Q4: My position function involves constants like gravity (e.g., g=9.8). How do I input that?
You can directly include numerical constants in the function. For example, if the acceleration due to gravity is involved, and your position function is s(t) = 50 + 20t - 0.5*9.8*t^2, you can input it directly as 50 + 20*t - 4.9*t^2.

Q5: What if my position function is complex, like sin(t) or e^t?
This basic calculator is designed for simpler algebraic functions (polynomials). For trigonometric, exponential, or other transcendental functions, you would typically need calculus rules (like the chain rule, product rule) to find the derivative, or a more advanced symbolic calculator. Standard JavaScript Math functions aren’t directly exposed here.

Q6: How accurate is the “Instantaneous Velocity” result?
The result is an approximation based on the chosen Δt. The smaller Δt is, the closer the approximation gets to the true instantaneous velocity (the derivative). For most practical purposes with small Δt values (like 0.001), the accuracy is very high.
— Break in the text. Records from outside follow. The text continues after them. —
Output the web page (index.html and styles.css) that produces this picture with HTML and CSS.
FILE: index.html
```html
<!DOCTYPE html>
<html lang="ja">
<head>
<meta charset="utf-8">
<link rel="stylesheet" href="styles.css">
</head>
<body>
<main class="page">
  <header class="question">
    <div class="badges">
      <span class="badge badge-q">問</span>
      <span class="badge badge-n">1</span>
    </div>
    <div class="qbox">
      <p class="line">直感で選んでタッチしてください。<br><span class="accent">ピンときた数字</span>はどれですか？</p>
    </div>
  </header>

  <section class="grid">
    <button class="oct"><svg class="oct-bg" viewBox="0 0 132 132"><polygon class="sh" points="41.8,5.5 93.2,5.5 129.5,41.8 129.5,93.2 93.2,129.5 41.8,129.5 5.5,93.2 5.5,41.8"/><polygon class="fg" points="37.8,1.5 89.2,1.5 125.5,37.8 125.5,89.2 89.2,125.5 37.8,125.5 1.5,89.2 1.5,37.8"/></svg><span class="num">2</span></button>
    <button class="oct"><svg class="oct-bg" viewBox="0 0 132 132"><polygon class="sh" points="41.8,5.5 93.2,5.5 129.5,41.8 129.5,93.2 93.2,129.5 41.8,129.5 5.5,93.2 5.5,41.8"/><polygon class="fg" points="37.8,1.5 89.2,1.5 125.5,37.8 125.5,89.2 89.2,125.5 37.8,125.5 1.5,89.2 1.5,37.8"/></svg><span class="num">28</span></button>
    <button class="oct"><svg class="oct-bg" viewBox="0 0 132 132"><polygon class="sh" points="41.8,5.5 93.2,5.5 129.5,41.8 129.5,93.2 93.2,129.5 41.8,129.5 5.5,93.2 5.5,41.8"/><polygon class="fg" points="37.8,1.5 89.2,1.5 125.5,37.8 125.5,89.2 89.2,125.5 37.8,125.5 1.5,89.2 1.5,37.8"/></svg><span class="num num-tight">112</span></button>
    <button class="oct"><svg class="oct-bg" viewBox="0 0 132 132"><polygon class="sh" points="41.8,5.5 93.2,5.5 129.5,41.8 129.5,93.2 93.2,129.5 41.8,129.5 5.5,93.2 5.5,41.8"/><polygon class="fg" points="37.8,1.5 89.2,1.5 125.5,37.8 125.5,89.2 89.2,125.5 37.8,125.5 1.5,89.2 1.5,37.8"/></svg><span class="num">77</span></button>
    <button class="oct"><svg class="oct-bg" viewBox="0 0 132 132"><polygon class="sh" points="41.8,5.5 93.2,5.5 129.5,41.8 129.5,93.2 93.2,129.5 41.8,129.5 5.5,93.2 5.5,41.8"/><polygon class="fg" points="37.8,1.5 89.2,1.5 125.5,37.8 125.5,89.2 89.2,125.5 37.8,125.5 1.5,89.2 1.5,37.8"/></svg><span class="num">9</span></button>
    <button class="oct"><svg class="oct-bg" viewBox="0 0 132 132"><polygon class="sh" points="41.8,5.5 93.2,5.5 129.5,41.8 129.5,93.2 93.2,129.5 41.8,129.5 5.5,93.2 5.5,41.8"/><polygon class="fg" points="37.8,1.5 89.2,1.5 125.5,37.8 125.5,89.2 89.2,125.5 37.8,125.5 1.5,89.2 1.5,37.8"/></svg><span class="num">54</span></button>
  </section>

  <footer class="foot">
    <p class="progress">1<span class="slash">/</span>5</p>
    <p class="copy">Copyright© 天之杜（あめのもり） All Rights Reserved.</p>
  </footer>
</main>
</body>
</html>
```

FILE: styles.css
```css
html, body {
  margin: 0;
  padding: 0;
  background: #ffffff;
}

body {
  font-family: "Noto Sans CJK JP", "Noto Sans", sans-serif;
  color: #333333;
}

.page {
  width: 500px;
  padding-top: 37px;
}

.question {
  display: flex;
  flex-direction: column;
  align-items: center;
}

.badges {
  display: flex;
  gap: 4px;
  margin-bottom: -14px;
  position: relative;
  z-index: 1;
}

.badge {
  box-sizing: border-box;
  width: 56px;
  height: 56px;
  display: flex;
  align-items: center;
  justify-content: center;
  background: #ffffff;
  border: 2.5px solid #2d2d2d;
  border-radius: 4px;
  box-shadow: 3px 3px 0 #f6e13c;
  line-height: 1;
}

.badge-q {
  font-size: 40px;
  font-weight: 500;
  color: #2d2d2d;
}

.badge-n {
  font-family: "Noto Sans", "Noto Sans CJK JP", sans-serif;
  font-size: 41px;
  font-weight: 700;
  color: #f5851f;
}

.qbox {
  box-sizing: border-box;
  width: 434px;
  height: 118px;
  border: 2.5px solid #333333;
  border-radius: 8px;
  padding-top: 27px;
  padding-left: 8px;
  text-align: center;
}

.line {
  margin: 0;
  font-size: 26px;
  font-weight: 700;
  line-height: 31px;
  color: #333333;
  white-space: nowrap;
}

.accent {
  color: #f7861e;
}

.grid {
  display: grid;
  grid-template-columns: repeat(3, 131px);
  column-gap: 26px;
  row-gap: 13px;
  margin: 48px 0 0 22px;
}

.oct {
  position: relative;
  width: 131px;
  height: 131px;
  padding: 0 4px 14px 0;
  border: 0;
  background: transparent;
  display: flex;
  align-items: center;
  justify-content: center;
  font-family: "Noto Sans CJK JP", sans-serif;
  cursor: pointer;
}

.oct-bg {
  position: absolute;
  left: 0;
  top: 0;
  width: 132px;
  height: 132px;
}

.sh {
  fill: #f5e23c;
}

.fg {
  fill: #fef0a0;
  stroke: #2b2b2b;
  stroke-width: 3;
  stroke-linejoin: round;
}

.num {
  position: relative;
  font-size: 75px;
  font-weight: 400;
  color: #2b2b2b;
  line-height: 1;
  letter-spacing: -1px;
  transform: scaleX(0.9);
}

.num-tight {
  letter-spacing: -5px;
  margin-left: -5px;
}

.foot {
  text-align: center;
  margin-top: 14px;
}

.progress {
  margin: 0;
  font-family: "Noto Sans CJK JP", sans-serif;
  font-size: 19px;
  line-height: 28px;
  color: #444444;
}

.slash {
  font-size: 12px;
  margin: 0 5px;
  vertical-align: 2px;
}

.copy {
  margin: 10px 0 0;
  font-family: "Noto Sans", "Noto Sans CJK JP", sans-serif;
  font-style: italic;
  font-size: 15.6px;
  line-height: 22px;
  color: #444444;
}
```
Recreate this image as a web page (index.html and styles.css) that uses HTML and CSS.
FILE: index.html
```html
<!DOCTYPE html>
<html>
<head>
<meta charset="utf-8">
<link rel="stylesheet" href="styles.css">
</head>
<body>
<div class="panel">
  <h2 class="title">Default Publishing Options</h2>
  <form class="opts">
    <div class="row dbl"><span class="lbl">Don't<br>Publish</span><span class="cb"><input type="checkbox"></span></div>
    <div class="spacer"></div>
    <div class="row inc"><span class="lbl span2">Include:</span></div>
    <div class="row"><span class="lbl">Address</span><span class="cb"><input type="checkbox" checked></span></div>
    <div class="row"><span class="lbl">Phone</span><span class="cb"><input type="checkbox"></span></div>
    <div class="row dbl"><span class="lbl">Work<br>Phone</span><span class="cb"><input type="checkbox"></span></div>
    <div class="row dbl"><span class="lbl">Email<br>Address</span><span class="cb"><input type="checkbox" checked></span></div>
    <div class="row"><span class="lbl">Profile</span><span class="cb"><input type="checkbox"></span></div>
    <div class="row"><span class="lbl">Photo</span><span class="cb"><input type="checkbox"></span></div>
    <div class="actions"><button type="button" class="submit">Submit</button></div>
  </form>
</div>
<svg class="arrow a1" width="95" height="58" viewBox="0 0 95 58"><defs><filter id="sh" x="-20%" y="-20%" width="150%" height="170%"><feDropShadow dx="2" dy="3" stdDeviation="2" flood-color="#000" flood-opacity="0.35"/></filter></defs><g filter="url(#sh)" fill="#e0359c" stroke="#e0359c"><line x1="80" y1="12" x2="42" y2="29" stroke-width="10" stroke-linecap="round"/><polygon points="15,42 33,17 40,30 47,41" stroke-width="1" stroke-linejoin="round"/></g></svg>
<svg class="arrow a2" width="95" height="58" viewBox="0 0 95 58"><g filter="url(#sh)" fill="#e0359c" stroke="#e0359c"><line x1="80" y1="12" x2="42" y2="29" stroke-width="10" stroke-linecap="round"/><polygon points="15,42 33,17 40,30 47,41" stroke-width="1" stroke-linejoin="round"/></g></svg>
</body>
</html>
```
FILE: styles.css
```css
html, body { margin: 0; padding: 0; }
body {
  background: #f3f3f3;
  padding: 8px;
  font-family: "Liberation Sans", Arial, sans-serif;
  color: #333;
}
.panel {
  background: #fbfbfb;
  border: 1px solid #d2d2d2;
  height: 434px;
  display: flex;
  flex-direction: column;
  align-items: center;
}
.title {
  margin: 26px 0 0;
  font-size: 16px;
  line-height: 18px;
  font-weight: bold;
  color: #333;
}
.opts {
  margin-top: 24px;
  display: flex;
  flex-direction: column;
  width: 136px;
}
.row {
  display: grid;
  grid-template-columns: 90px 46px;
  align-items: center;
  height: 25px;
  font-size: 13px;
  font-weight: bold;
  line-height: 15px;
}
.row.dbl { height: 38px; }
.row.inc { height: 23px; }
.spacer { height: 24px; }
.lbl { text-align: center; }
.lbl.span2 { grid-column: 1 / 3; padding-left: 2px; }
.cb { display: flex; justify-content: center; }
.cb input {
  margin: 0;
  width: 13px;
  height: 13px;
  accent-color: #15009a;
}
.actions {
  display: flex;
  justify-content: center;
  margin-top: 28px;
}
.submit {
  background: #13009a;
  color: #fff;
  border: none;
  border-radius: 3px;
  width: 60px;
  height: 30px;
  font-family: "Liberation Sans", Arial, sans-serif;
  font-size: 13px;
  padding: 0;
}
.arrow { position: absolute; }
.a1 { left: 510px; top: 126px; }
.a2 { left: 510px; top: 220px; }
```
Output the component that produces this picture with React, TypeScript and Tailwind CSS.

Q7: Can this calculator handle negative time values?
Time is typically considered non-negative in physics (t ≥ 0). While the mathematical function might be defined for negative t, the physical interpretation usually starts at t=0. Ensure your input for t makes sense in the context of the problem. The calculator will process the input mathematically.

Q8: What are the units of the velocity if I don’t specify them?
The calculator itself is unitless. The units of the calculated velocity depend entirely on the units used for position and time in your input function and time point. If position is in meters and time is in seconds, the velocity will be in meters per second (m/s).

Q9: How does this relate to finding the slope of a tangent line?
Finding the instantaneous velocity is mathematically equivalent to finding the slope of the tangent line to the position-time graph at the specific time point t. The limit definition lim (Δt→0) [s(t + Δt) - s(t)] / Δt is precisely the formula for the slope of the tangent line.